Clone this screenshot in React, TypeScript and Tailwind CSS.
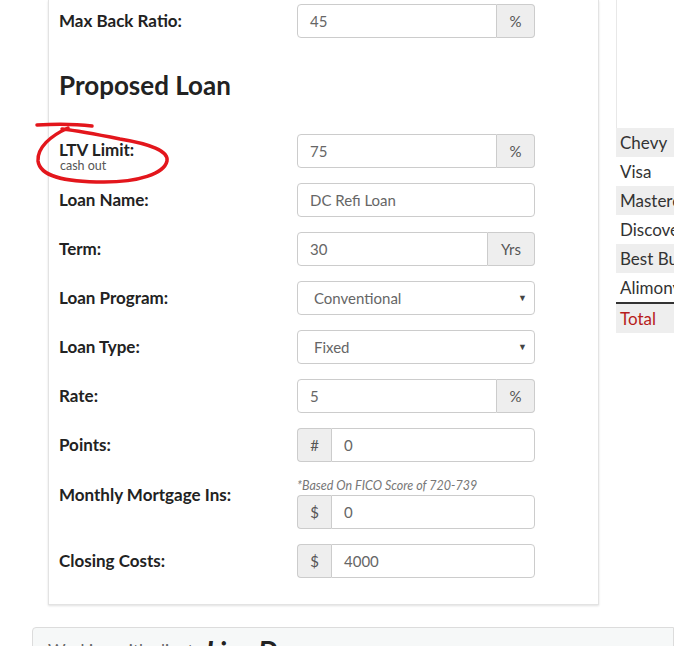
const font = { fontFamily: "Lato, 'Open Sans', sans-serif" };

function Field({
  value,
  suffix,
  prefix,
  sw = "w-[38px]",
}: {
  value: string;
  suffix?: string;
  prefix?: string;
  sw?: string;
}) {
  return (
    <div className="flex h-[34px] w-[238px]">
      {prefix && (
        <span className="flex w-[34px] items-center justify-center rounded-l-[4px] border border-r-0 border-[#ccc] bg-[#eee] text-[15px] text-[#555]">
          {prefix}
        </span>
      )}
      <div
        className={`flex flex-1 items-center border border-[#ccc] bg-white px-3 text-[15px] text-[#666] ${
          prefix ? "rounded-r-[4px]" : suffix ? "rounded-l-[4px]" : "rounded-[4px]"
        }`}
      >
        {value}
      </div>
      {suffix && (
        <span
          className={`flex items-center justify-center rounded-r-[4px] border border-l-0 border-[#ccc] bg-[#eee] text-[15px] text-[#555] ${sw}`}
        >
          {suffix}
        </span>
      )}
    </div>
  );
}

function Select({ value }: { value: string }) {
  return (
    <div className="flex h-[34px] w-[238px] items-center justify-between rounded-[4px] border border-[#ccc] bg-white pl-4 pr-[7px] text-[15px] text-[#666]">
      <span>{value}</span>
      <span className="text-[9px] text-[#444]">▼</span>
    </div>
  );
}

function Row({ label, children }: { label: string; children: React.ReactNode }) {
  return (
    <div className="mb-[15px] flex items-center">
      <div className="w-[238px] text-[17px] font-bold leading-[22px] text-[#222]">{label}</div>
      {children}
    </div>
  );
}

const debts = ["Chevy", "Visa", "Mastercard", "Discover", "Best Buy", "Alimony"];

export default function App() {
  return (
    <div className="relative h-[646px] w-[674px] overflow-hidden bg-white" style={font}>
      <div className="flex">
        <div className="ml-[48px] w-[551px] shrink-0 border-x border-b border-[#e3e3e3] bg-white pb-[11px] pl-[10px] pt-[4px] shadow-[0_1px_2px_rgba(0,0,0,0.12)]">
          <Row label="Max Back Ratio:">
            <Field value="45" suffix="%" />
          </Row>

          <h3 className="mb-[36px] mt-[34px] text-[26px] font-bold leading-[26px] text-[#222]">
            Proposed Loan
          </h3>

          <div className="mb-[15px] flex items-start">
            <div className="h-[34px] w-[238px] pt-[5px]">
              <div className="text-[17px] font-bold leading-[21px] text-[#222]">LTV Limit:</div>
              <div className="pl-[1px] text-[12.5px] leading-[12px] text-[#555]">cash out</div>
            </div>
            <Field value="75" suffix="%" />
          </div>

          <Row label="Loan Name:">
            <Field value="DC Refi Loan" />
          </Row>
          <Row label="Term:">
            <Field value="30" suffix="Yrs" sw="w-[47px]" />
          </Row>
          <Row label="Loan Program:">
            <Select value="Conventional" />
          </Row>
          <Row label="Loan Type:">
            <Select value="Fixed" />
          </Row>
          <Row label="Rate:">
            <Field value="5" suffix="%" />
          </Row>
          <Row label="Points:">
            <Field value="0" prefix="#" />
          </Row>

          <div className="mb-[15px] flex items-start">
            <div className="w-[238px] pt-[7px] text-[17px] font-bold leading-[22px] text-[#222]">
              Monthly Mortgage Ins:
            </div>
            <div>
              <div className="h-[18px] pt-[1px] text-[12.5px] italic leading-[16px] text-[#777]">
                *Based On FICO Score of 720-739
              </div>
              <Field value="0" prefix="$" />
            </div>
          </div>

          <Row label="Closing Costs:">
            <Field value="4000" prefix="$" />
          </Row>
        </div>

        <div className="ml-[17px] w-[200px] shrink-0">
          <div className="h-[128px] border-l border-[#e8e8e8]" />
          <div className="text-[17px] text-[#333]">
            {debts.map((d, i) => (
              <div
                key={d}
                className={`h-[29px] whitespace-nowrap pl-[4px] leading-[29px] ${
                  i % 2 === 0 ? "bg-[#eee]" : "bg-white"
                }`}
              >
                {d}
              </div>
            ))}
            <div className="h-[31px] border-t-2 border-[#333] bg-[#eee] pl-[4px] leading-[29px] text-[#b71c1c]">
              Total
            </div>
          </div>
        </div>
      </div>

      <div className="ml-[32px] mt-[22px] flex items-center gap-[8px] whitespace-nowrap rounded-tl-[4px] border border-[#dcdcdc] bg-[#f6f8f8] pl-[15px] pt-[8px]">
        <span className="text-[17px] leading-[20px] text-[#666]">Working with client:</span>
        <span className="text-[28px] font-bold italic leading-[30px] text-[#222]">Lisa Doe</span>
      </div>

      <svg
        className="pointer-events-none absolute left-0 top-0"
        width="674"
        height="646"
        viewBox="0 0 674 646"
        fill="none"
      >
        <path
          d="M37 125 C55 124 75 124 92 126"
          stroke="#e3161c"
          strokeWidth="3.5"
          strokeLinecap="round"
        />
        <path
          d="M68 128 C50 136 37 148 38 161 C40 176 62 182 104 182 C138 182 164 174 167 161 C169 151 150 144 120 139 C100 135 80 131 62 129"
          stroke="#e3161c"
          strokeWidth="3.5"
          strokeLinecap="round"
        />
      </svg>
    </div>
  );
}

-------

Stated exercise —
Leave out the pictures and restate everything else word for word.

Reply to the exercise —
Clone this screenshot in React, TypeScript and Tailwind CSS.
const font = { fontFamily: "Lato, 'Open Sans', sans-serif" };

function Field({
  value,
  suffix,
  prefix,
  sw = "w-[38px]",
}: {
  value: string;
  suffix?: string;
  prefix?: string;
  sw?: string;
}) {
  return (
    <div className="flex h-[34px] w-[238px]">
      {prefix && (
        <span className="flex w-[34px] items-center justify-center rounded-l-[4px] border border-r-0 border-[#ccc] bg-[#eee] text-[15px] text-[#555]">
          {prefix}
        </span>
      )}
      <div
        className={`flex flex-1 items-center border border-[#ccc] bg-white px-3 text-[15px] text-[#666] ${
          prefix ? "rounded-r-[4px]" : suffix ? "rounded-l-[4px]" : "rounded-[4px]"
        }`}
      >
        {value}
      </div>
      {suffix && (
        <span
          className={`flex items-center justify-center rounded-r-[4px] border border-l-0 border-[#ccc] bg-[#eee] text-[15px] text-[#555] ${sw}`}
        >
          {suffix}
        </span>
      )}
    </div>
  );
}

function Select({ value }: { value: string }) {
  return (
    <div className="flex h-[34px] w-[238px] items-center justify-between rounded-[4px] border border-[#ccc] bg-white pl-4 pr-[7px] text-[15px] text-[#666]">
      <span>{value}</span>
      <span className="text-[9px] text-[#444]">▼</span>
    </div>
  );
}

function Row({ label, children }: { label: string; children: React.ReactNode }) {
  return (
    <div className="mb-[15px] flex items-center">
      <div className="w-[238px] text-[17px] font-bold leading-[22px] text-[#222]">{label}</div>
      {children}
    </div>
  );
}

const debts = ["Chevy", "Visa", "Mastercard", "Discover", "Best Buy", "Alimony"];

export default function App() {
  return (
    <div className="relative h-[646px] w-[674px] overflow-hidden bg-white" style={font}>
      <div className="flex">
        <div className="ml-[48px] w-[551px] shrink-0 border-x border-b border-[#e3e3e3] bg-white pb-[11px] pl-[10px] pt-[4px] shadow-[0_1px_2px_rgba(0,0,0,0.12)]">
          <Row label="Max Back Ratio:">
            <Field value="45" suffix="%" />
          </Row>

          <h3 className="mb-[36px] mt-[34px] text-[26px] font-bold leading-[26px] text-[#222]">
            Proposed Loan
          </h3>

          <div className="mb-[15px] flex items-start">
            <div className="h-[34px] w-[238px] pt-[5px]">
              <div className="text-[17px] font-bold leading-[21px] text-[#222]">LTV Limit:</div>
              <div className="pl-[1px] text-[12.5px] leading-[12px] text-[#555]">cash out</div>
            </div>
            <Field value="75" suffix="%" />
          </div>

          <Row label="Loan Name:">
            <Field value="DC Refi Loan" />
          </Row>
          <Row label="Term:">
            <Field value="30" suffix="Yrs" sw="w-[47px]" />
          </Row>
          <Row label="Loan Program:">
            <Select value="Conventional" />
          </Row>
          <Row label="Loan Type:">
            <Select value="Fixed" />
          </Row>
          <Row label="Rate:">
            <Field value="5" suffix="%" />
          </Row>
          <Row label="Points:">
            <Field value="0" prefix="#" />
          </Row>

          <div className="mb-[15px] flex items-start">
            <div className="w-[238px] pt-[7px] text-[17px] font-bold leading-[22px] text-[#222]">
              Monthly Mortgage Ins:
            </div>
            <div>
              <div className="h-[18px] pt-[1px] text-[12.5px] italic leading-[16px] text-[#777]">
                *Based On FICO Score of 720-739
              </div>
              <Field value="0" prefix="$" />
            </div>
          </div>

          <Row label="Closing Costs:">
            <Field value="4000" prefix="$" />
          </Row>
        </div>

        <div className="ml-[17px] w-[200px] shrink-0">
          <div className="h-[128px] border-l border-[#e8e8e8]" />
          <div className="text-[17px] text-[#333]">
            {debts.map((d, i) => (
              <div
                key={d}
                className={`h-[29px] whitespace-nowrap pl-[4px] leading-[29px] ${
                  i % 2 === 0 ? "bg-[#eee]" : "bg-white"
                }`}
              >
                {d}
              </div>
            ))}
            <div className="h-[31px] border-t-2 border-[#333] bg-[#eee] pl-[4px] leading-[29px] text-[#b71c1c]">
              Total
            </div>
          </div>
        </div>
      </div>

      <div className="ml-[32px] mt-[22px] flex items-center gap-[8px] whitespace-nowrap rounded-tl-[4px] border border-[#dcdcdc] bg-[#f6f8f8] pl-[15px] pt-[8px]">
        <span className="text-[17px] leading-[20px] text-[#666]">Working with client:</span>
        <span className="text-[28px] font-bold italic leading-[30px] text-[#222]">Lisa Doe</span>
      </div>

      <svg
        className="pointer-events-none absolute left-0 top-0"
        width="674"
        height="646"
        viewBox="0 0 674 646"
        fill="none"
      >
        <path
          d="M37 125 C55 124 75 124 92 126"
          stroke="#e3161c"
          strokeWidth="3.5"
          strokeLinecap="round"
        />
        <path
          d="M68 128 C50 136 37 148 38 161 C40 176 62 182 104 182 C138 182 164 174 167 161 C169 151 150 144 120 139 C100 135 80 131 62 129"
          stroke="#e3161c"
          strokeWidth="3.5"
          strokeLinecap="round"
        />
      </svg>
    </div>
  );
}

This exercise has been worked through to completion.